Overall, there is nothing in the Budget for the west and the south-west. Again, we have been completely ignored by this Government. Transport is a crucial issue for us in Bristol South. We can support tackling the climate crisis and moving towards net zero only if we have a functioning transport system, and this Government simply do not care about that. Many of my constituents rely on buses; the elderly and young people going to education need a bus service. With the end of the bus recovery grant, my constituents would like to know what on earth the Government are going to do to support them. It looks as though the only mention of the west country in the Red Book is in the section about Devon, which says we are going to get some money to deal with potholes.
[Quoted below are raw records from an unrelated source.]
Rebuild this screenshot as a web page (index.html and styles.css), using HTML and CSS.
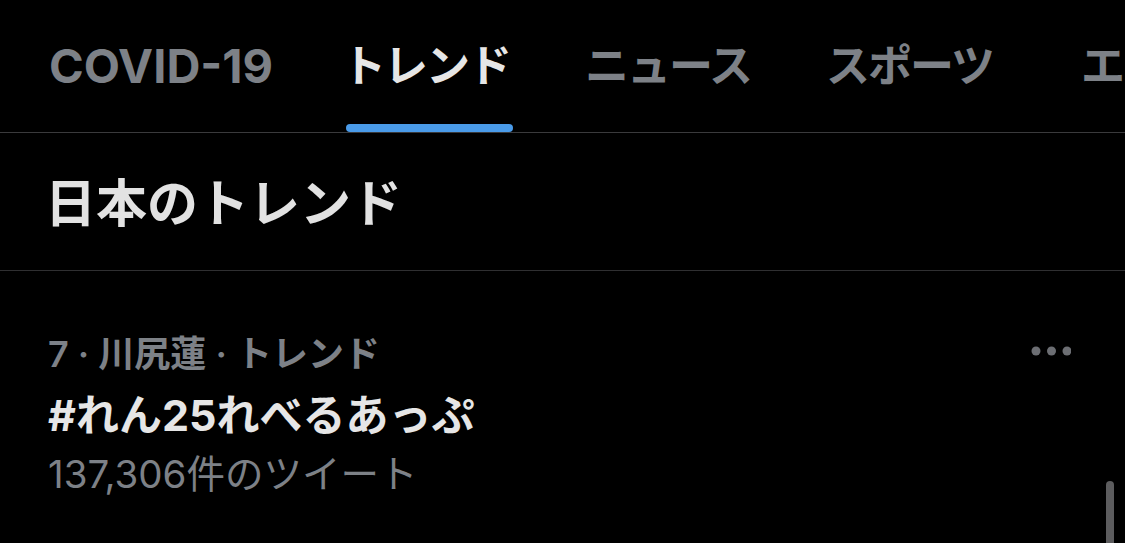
FILE: index.html
```html
<!DOCTYPE html>
<html lang="ja">
<head>
  <meta charset="UTF-8" />
  <meta name="viewport" content="width=device-width, initial-scale=1.0" />
  <title>トレンド</title>
  <link rel="stylesheet" href="styles.css">
</head>
<body>
  <nav class="tabs">
    <div class="tab tab-latin">
      <span class="tab-label">COVID-19</span>
    </div>
    <div class="tab active">
      <span class="tab-label">トレンド</span>
      <span class="tab-bar"></span>
    </div>
    <div class="tab">
      <span class="tab-label">ニュース</span>
    </div>
    <div class="tab tab-wide">
      <span class="tab-label">スポーツ</span>
    </div>
    <div class="tab">
      <span class="tab-label">エンタメ</span>
    </div>
  </nav>

  <section class="section-head">
    <h2>日本のトレンド</h2>
  </section>

  <div class="trend-item">
    <div class="trend-body">
      <div class="trend-meta">7 · 川尻蓮 · トレンド</div>
      <div class="trend-title">#れん25れべるあっぷ</div>
      <div class="trend-count">137,306件のツイート</div>
    </div>
    <svg class="more" width="40" height="10" viewBox="0 0 40 10">
      <circle cx="5" cy="5" r="4.5" />
      <circle cx="20.5" cy="5" r="4.5" />
      <circle cx="36" cy="5" r="4.5" />
    </svg>
  </div>

  <!-- scroll indicator -->
  <div class="scroll-thumb"></div>
</body>
</html>
```

FILE: styles.css
```css
html,
body {
  margin: 0;
  padding: 0;
  height: 543px;
  overflow: hidden;
  background: #000;
}
body {
  font-family: Inter, "Noto Sans CJK JP", sans-serif;
  color: #e4e4e4;
  position: relative;
}
.tabs {
  display: flex;
  height: 133px;
  padding-left: 47px;
  border-bottom: 1px solid #3a3a3c;
  white-space: nowrap;
  overflow: hidden;
  box-sizing: border-box;
}
.tab {
  display: flex;
  flex-direction: column;
  margin-right: 75px;
  flex-shrink: 0;
}
.tab-label {
  padding-top: 42px;
  line-height: 48px;
  font-size: 44px;
  font-weight: 700;
  letter-spacing: -2px;
  color: #7d8187;
}
.tab-latin {
  margin-right: 69px;
}
.tab-latin .tab-label {
  font-size: 47px;
  letter-spacing: 0;
  padding-left: 2px;
}
.tab-wide {
  margin-right: 88px;
}
.tab.active .tab-label {
  color: #e6e6e6;
}
.tab-bar {
  margin: auto -3px 0 4px;
  height: 8px;
  border-radius: 4px;
  background: #4a9be9;
}
.section-head {
  padding: 41px 0 36px 45px;
  border-bottom: 1px solid #2f2f31;
}
.section-head h2 {
  margin: 0;
  font-size: 51px;
  line-height: 60px;
  font-weight: 700;
  color: #e2e2e2;
}
.trend-item {
  display: flex;
  justify-content: space-between;
  align-items: flex-start;
  padding: 62px 54px 0 48px;
}
.trend-meta {
  font-size: 36px;
  line-height: 42px;
  font-weight: 600;
  color: #7d8187;
}
.trend-title {
  margin-top: 16px;
  font-size: 43px;
  line-height: 48px;
  font-weight: 700;
  color: #e6e6e6;
}
.trend-count {
  margin-top: 13px;
  font-size: 38.5px;
  line-height: 44px;
  color: #7d8187;
}
.more {
  margin-top: 13px;
  fill: #6c6e73;
}
.scroll-thumb {
  position: absolute;
  right: 11px;
  top: 481px;
  width: 8px;
  height: 80px;
  border-radius: 4px;
  background: #5c5c5e;
}
```
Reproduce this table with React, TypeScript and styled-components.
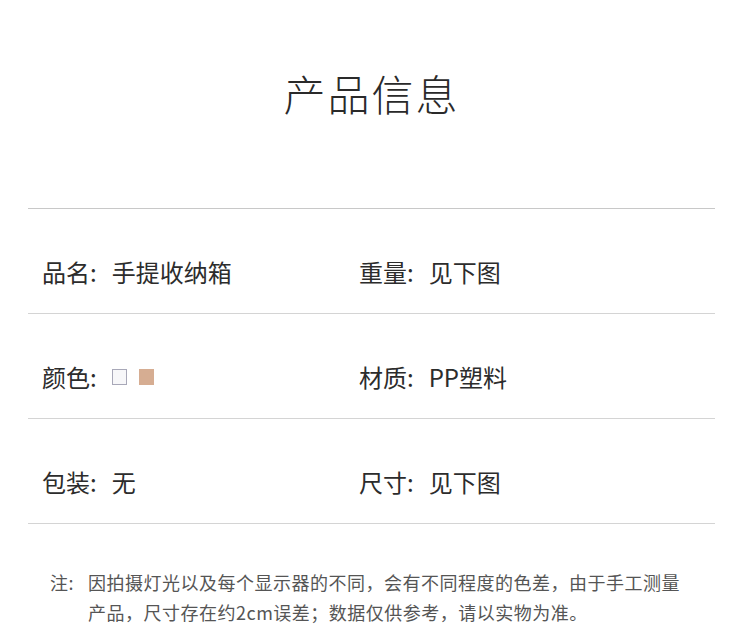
import styled, { createGlobalStyle } from "styled-components";

const Global = createGlobalStyle`
  html, body {
    margin: 0;
    padding: 0;
    background: #ffffff;
  }
  body {
    font-family: "Noto Sans CJK SC", "Noto Sans", sans-serif;
    color: #333333;
  }
`;

const Page = styled.div`
  width: 750px;
  height: 636px;
  box-sizing: border-box;
  padding: 0 35px 0 28px;
  overflow: hidden;
`;

const Header = styled.div`
  height: 209px;
  box-sizing: border-box;
  padding-top: 70px;
  display: flex;
  justify-content: center;
  border-bottom: 1px solid #c8c8c8;
`;

const Title = styled.h1`
  margin: 0;
  font-size: 42px;
  line-height: 46px;
  font-weight: 200;
  letter-spacing: 2px;
  color: #2a2a2a;
`;

const Row = styled.div`
  display: grid;
  grid-template-columns: 317px 1fr;
  align-items: center;
  height: 105px;
  box-sizing: border-box;
  padding: 22px 0 0 14px;
  border-bottom: 1px solid #d4d4d4;
`;

const Cell = styled.div`
  display: flex;
  align-items: center;
  font-size: 24px;
  line-height: 30px;
  color: #2c2c2c;
`;

const Label = styled.span`
  margin-right: 15px;
`;

const Swatch = styled.span<{ fill: string; edge: string }>`
  display: inline-block;
  width: 15px;
  height: 16px;
  box-sizing: border-box;
  background: ${(p) => p.fill};
  border: 1px solid ${(p) => p.edge};
  margin-right: 12px;
`;

const Note = styled.div`
  display: flex;
  padding: 43px 0 0 22px;
  font-size: 18px;
  line-height: 30px;
  letter-spacing: 0.5px;
  color: #555555;
`;

const NoteLabel = styled.span`
  flex: none;
  width: 38px;
`;

const NoteText = styled.p`
  margin: 0;
  width: 600px;
`;

type Spec = { label: string; value?: string; colors?: boolean };

const rows: [Spec, Spec][] = [
  [
    { label: "品名:", value: "手提收纳箱" },
    { label: "重量:", value: "见下图" },
  ],
  [
    { label: "颜色:", colors: true },
    { label: "材质:", value: "PP塑料" },
  ],
  [
    { label: "包装:", value: "无" },
    { label: "尺寸:", value: "见下图" },
  ],
];

function SpecCell({ label, value, colors }: Spec) {
  return (
    <Cell>
      <Label>{label}</Label>
      {colors ? (
        <>
          <Swatch fill="#f7f7f9" edge="#a8a8b8" />
          <Swatch fill="#d6ad92" edge="#d6ad92" />
        </>
      ) : (
        value
      )}
    </Cell>
  );
}

export default function App() {
  return (
    <Page>
      <Global />
      <Header>
        <Title>产品信息</Title>
      </Header>
      {rows.map((r, i) => (
        <Row key={i}>
          <SpecCell {...r[0]} />
          <SpecCell {...r[1]} />
        </Row>
      ))}
      <Note>
        <NoteLabel>注:</NoteLabel>
        <NoteText>
          因拍摄灯光以及每个显示器的不同，会有不同程度的色差，由于手工测量产品，尺寸存在约2cm误差；数据仅供参考，请以实物为准。
        </NoteText>
      </Note>
    </Page>
  );
}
That is literally the only mention of the west and the south-west that I can find in this entire Budget. If that is the best that that wall of Tory MPs across the west country can come up with, I look forward to them disappearing. Much more could have happened on this, as we are a good, functioning economy. The Red Book has 116 pages, but there is nothing in it for Swindon, Bristol, Filton, Plymouth, Stroud, Truro or Falmouth. It is a complete waste of our time for the south-west, and the sooner the Tories go, the better.

Back in Bristol, I was pleased to have meetings with Doug Claringbold, Managing Director of First Bus, and some GPs and Practice Managers from south Bristol about the various challenges they face in providing services locally. Many of the issues faced need to be resolved at a national level and I am always grateful to those in the front-line sharing experiences and ideas with me.